More important to Crew is that a third of its company’s mail order customers have bought in both channels. And the crossover works in both directions: a double-digit percentage of Web customers have also purchased from the catalog.

This fall, Crew will launch an improved version of its Web site, giving it one-to-one personalization capability, although that will not yet be used in full. “We’ll have 10 or 20 buckets of characteristics,” Gilbertson says, “and create programs based on those unique buckets.”

The site itself will also be more user-friendly.

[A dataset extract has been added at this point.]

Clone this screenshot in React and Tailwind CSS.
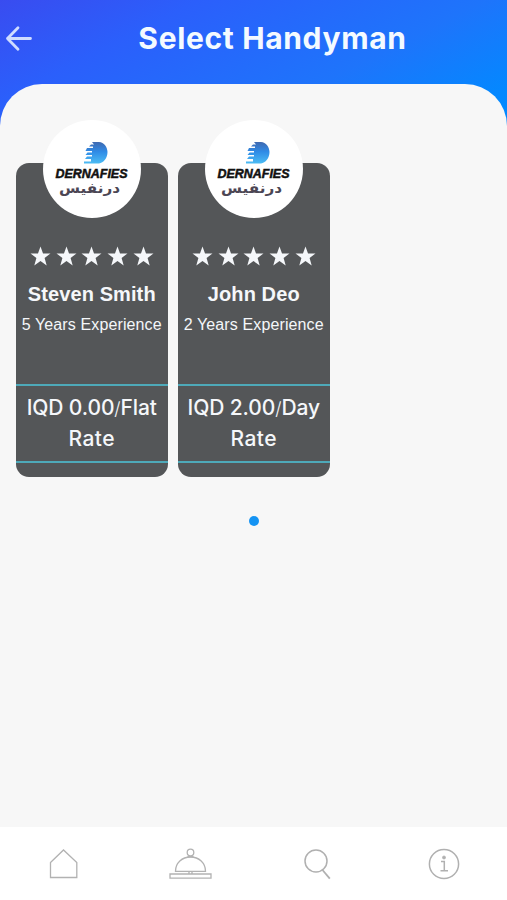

For example, swimsuit buyers can mix and match tops and bottoms to see what they look like together, or click on a swatch and see the swimsuit in the color of their choice. Later, these capabilities will be extended to the entire wardrobe.

The company is also building a new data warehouse, a multiyear project that will help it track and predict the behavior of customers in all three channels, while standardizing data so that it flows better between the channels. This will help maximize profits, while enabling Crew to turn its from a “one-dimensional to a three-dimensional contact strategy,” says Killough, who came over to Crew 18 months ago after 11 years at Popular Club Plan.

As part of this, the firm is now conducting its first horizontal tests via the Web to determine how customers want to be contacted. With one-third of all customers having provided their e-mail addresses, e-mail is already an important contact tool for both sales and customer service.

Crew attorneys are also exploring whether e-mail can be used for notifications under the FTC’s 30-Day Mail Order Rule. Though it uses e-mail for this, it still sends postcards even when it has sent an e-mail-to ensure full compliance.

Other plans? Crew will also open a 12,000 square-foot store in New York’s Rockefeller Center this fall (it has 67 regular stores and 42 factory outlets). And though it’s not the first thing on the agenda, Crew also plans develop an international presence. It has a license business in Japan, and is now laying the groundwork to test in a few countries.

As it pursues this multichannel strategy, Crew feels its mail order expertise gives it an advantage over other retailers like, say, The Gap. “We have our pick, pack and ship center, and know how to handle returns,” Gilbertson says. “People have come to us looking to outsource these functions.”

Who’s the corporate role model?

“We’re the role models,” Gilbertson says. “Other catalogers want to brainstorm with us.”